The list goes on. 5. The plot is heavy-handed (Paul is mired in grief for his young dead wife Marie; he spends all the opera having nightmares in which the past - Marie - tries to prevent him from moving on to the future - Marietta, a lookalike dancer he's met; he wakes up, and leaves Bruges with his chum Frank). 6. The Film Thing ('Maybe, Mr Korngold, you should just stick to movie scores, where Errol Flynn can dash around Sherwood Forest to your widescreen gestures and technicolour orchestration?') 7. And what's wrong with Bruges, the 'dead city' of the title? To must of us it's a benignly twee place where you can trough up on chocolate, chips and beer, and claim to be exploring local culture...
There's truth in much of that. But when the opera was staged at last in Britain on Tuesday 27 January 2009, we had the chance to see it with open minds and ears. And, actually, a lot of it is qualified good news. American tenor Stephen Gould was often vocally strained and his Paul came over as someone as likeable as a Sunday morning hangover, but he coped very well with this unimaginably challenging role. Nadja Michael, as Marie/Marietta, often struggled against Korngold's jumbo-jet orchestra (so big it even spills out into the boxes); her high notes could occasionally grate parmesan, and she had her work cut out to be plausible as a dancing vixen - but again, this is a mightily difficult role. We are praising with faint damns. Over in the comfort zone, Canadian baritone Gerald Finley was in lovely voice, especially in the opera's 'other' aria the Pierrot-lied, and Kathleen Wilkinson's housekeeper drew good applause.
A big pluses is Willy Decker's faithful staging. All that night-terror symbolism of nuns, crucifixions, white-suited cabaret singers, skulls and Pierrots - not forgetting weirdo strangulations with dead wife's hair - could easily look plain stupid, now that those once-shocking symbols have been degraded through decades of sketch-show comedy, but it just about works. Particularly neat is the double-stage device for showing Paul's dream.
The winner is the music: gorgeous, full of gesture, richly orchestrated, highly expressive if not always hummable, endlessly inventive. Not quite the intricate cohesion of a Wagner score, but there's palpable structure and purpose here that shows Korngold wasn't just a blustering movie decorator.

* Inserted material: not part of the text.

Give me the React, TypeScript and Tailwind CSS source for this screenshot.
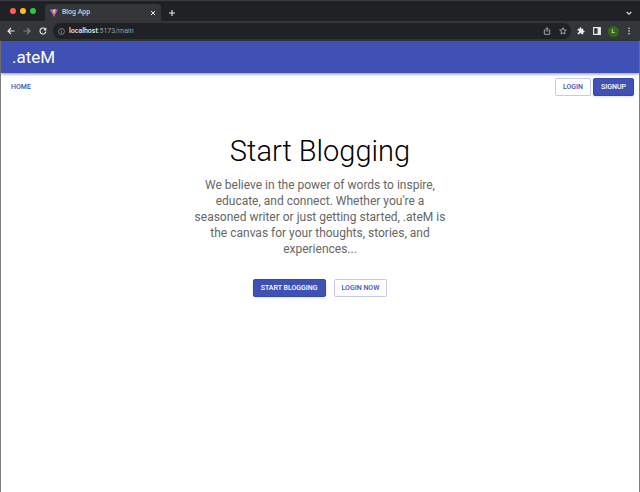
import React from "react";
import type { ReactNode } from "react";

const chromeButton = "flex h-4 w-4 shrink-0 items-center justify-center";
const action =
  "flex h-[18px] items-center justify-center rounded-[2px] border px-[7px] text-[7px] leading-none font-medium whitespace-nowrap";
const filled = "border-[#3549a9] bg-[#3f51b5] text-white shadow-sm";
const outlined = "border-[#c5caec] bg-white text-[#3f51b5]";

function ToolButton({ label, children }: { label: string; children: ReactNode }) {
  return (
    <button type="button" aria-label={label} className={chromeButton}>
      {children}
    </button>
  );
}

function ViteLogo() {
  return (
    <svg viewBox="0 0 16 16" className="h-2 w-2 shrink-0" aria-hidden="true">
      <defs>
        <linearGradient id="shield" x1="0" y1="0" x2="1" y2="1">
          <stop offset="0" stopColor="#41b1ff" />
          <stop offset="0.6" stopColor="#bd34fe" />
        </linearGradient>
        <linearGradient id="bolt" x1="0" y1="0" x2="0" y2="1">
          <stop offset="0" stopColor="#ffd93a" />
          <stop offset="1" stopColor="#ffa800" />
        </linearGradient>
      </defs>
      <path d="M15.8 1.500 8.500 15.600a.6.6 0 0 1-1 0L.1 1.500a.6.6 0 0 1 .6-.9L8 1.900l7.200-1.300a.6.6 0 0 1 .6.9Z" fill="url(#shield)" />
      <path d="m11.500 0-5.400 1-.4 5.800 1.800-.4-.5 2.500 1.300-.4-.9 4.500 4-7.800-1.800.3.9-2.400Z" fill="url(#bolt)" />
    </svg>
  );
}

function TabStrip() {
  return (
    <div className="flex h-[21px] items-end border-t border-[#3b3c3f] bg-[#202124]">
      <div className="flex h-full w-[45px] shrink-0 items-center gap-1 pl-[10px]">
        <span className="h-[6px] w-[6px] rounded-full bg-[#ff5f57]" />
        <span className="h-[6px] w-[6px] rounded-full bg-[#febc2e]" />
        <span className="h-[6px] w-[6px] rounded-full bg-[#28c840]" />
      </div>
      <div className="flex h-[17px] w-[116px] shrink-0 items-center rounded-t-[4px] bg-[#35363a] pr-1 pl-[5px] text-[7px] text-[#e8eaed]">
        <ViteLogo />
        <span className="grow pl-1">Blog App</span>
        <button type="button" aria-label="Close tab" className="flex h-2 w-2 items-center justify-center">
          <svg viewBox="0 0 8 8" className="h-2 w-2" stroke="#e8eaed" strokeWidth="1" fill="none">
            <path d="m2 2 4 4m0-4L2 6" />
          </svg>
        </button>
      </div>
      <div className="flex h-[17px] grow items-center justify-between pr-[3px] pl-[3px]">
        <ToolButton label="New tab">
          <svg viewBox="0 0 8 8" className="h-2 w-2" stroke="#e8eaed" strokeWidth="1.1" fill="none">
            <path d="M4 1v6M1 4h6" />
          </svg>
        </ToolButton>
        <ToolButton label="Search tabs">
          <svg viewBox="0 0 8 8" className="h-2 w-2" stroke="#e8eaed" strokeWidth="1.1" fill="none">
            <path d="m1.700 3 2.300 2.300L6.300 3" />
          </svg>
        </ToolButton>
      </div>
    </div>
  );
}

function Toolbar() {
  return (
    <div className="flex h-5 items-center bg-[#35363a] pr-[3px] pl-[3px]">
      <ToolButton label="Back">
        <svg viewBox="0 0 8 8" className="h-2 w-2" stroke="#e8eaed" strokeWidth="1.1" fill="none">
          <path d="M7.500 4H1m3-3L1 4l3 3" />
        </svg>
      </ToolButton>
      <ToolButton label="Forward">
        <svg viewBox="0 0 8 8" className="h-2 w-2" stroke="#85878a" strokeWidth="1.1" fill="none">
          <path d="M.5 4H7M4 1l3 3-3 3" />
        </svg>
      </ToolButton>
      <ToolButton label="Reload">
        <svg viewBox="0 0 8 8" className="h-2 w-2" stroke="#e8eaed" strokeWidth="1.1" fill="none">
          <path d="M6.300 2.100A3 3 0 1 0 6.900 4.700" />
          <path d="M7.400.5v3.100H4.300Z" fill="#e8eaed" stroke="none" />
        </svg>
      </ToolButton>
      <div className="ml-[2px] flex h-4 min-w-0 grow items-center rounded-full bg-[#202124] pl-[5px]">
        <svg viewBox="0 0 8 8" className="h-[7px] w-[7px] shrink-0" stroke="#9aa0a6" strokeWidth=".8" fill="none" aria-hidden="true">
          <circle cx="4" cy="4" r="3.400" />
          <path d="M4 3.600V6M4 2v.9" />
        </svg>
        <div className="grow pl-1 text-[7px] leading-none text-[#9aa0a6]">
          <span className="font-medium text-[#e8eaed]">localhost</span>:5173/main
        </div>
        <ToolButton label="Share">
          <svg viewBox="0 0 8 8" className="h-2 w-2" stroke="#bdc1c6" strokeWidth=".8" fill="none">
            <path d="M2.800 3H1.300v4.300h5.400V3H5.200M4 5V.8M2.600 2.100 4 .7l1.400 1.400" />
          </svg>
        </ToolButton>
        <ToolButton label="Bookmark">
          <svg viewBox="0 0 8 8" className="h-2 w-2" stroke="#bdc1c6" strokeWidth=".8" fill="none">
            <path d="m4 .8.9 2.100 2.400.2-1.800 1.600.5 2.400L4 5.800 2 7.100l.5-2.400L.7 3.100l2.400-.2Z" />
          </svg>
        </ToolButton>
      </div>
      <div className="flex items-center pl-[2px]">
        <ToolButton label="Extensions">
          <svg viewBox="0 0 24 24" className="h-2 w-2" fill="#e8eaed">
            <path d="M20.500 11H19V7a2 2 0 0 0-2-2h-4V3.500a2.500 2.500 0 0 0-5 0V5H4a2 2 0 0 0-2 2v3.800h1.500a2.700 2.700 0 0 1 0 5.400H2V20a2 2 0 0 0 2 2h3.800v-1.500a2.700 2.700 0 0 1 5.400 0V22H17a2 2 0 0 0 2-2v-4h1.500a2.500 2.500 0 0 0 0-5Z" />
          </svg>
        </ToolButton>
        <ToolButton label="Side panel">
          <svg viewBox="0 0 8 8" className="h-2 w-2">
            <path d="M.6.600h6.800v6.800H.6Z" fill="none" stroke="#e8eaed" strokeWidth="1.100" />
            <path d="M4.600 1H7v6H4.600Z" fill="#e8eaed" />
          </svg>
        </ToolButton>
        <ToolButton label="Profile">
          <span className="flex h-[11px] w-[11px] items-center justify-center rounded-full bg-[#33691e] text-[6px] leading-none text-white">
            L
          </span>
        </ToolButton>
        <ToolButton label="Menu">
          <svg viewBox="0 0 8 8" className="h-2 w-2" fill="#e8eaed">
            <circle cx="4" cy="1.200" r=".8" />
            <circle cx="4" cy="4" r=".8" />
            <circle cx="4" cy="6.800" r=".8" />
          </svg>
        </ToolButton>
      </div>
    </div>
  );
}

export default function App() {
  return (
    <div className="flex min-h-screen flex-col bg-[#202124] font-['Roboto',sans-serif]">
      <TabStrip />
      <Toolbar />
      <div className="flex grow flex-col border-x border-[#808080] bg-white">
        <header className="flex h-8 items-center bg-[#3f51b5] px-[11px] shadow-[0_1px_3px_rgba(0,0,0,0.45)]">
          <span className="text-[17px] leading-none text-white">.ateM</span>
        </header>
        <nav className="flex h-7 items-center justify-between pr-[5px] pl-[10px]">
          <a href="#home" className="text-[7px] leading-none font-medium text-[#3f51b5]">
            HOME
          </a>
          <div className="flex gap-[2px]">
            <button type="button" className={`${action} ${outlined}`}>
              LOGIN
            </button>
            <button type="button" className={`${action} ${filled}`}>
              SIGNUP
            </button>
          </div>
        </nav>
        <main className="mx-auto flex w-[252px] flex-col items-center pt-8 text-center">
          <h1 className="text-[29px] leading-9 font-light whitespace-nowrap text-black">Start Blogging</h1>
          <p className="pt-2 text-[12px] leading-4 text-[#666666]">
            We believe in the power of words to inspire, educate, and connect. Whether you're a seasoned writer or just
            getting started, .ateM is the canvas for your thoughts, stories, and experiences...
          </p>
          <div className="flex gap-2 pt-[22px]">
            <button type="button" className={`${action} ${filled}`}>
              START BLOGGING
            </button>
            <button type="button" className={`${action} ${outlined}`}>
              LOGIN NOW
            </button>
          </div>
        </main>
      </div>
    </div>
  );
}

This opera comes with caveats. The overall audience reaction heard over interval and post-opera drink was 'in two minds'. (At least that's 50 per cent more favourable than most of the 20th century's.) It can be heavy going, and asks a lot of mere humans. But if you love the sound of Korngold's film scores and want to see how he applied it to an ambitious stage drama, this makes for a fascinating evening. It's flawed, yes - what opera isn't - but there's more than enough good stuff here to make you wonder why it's been off the UK radar so long.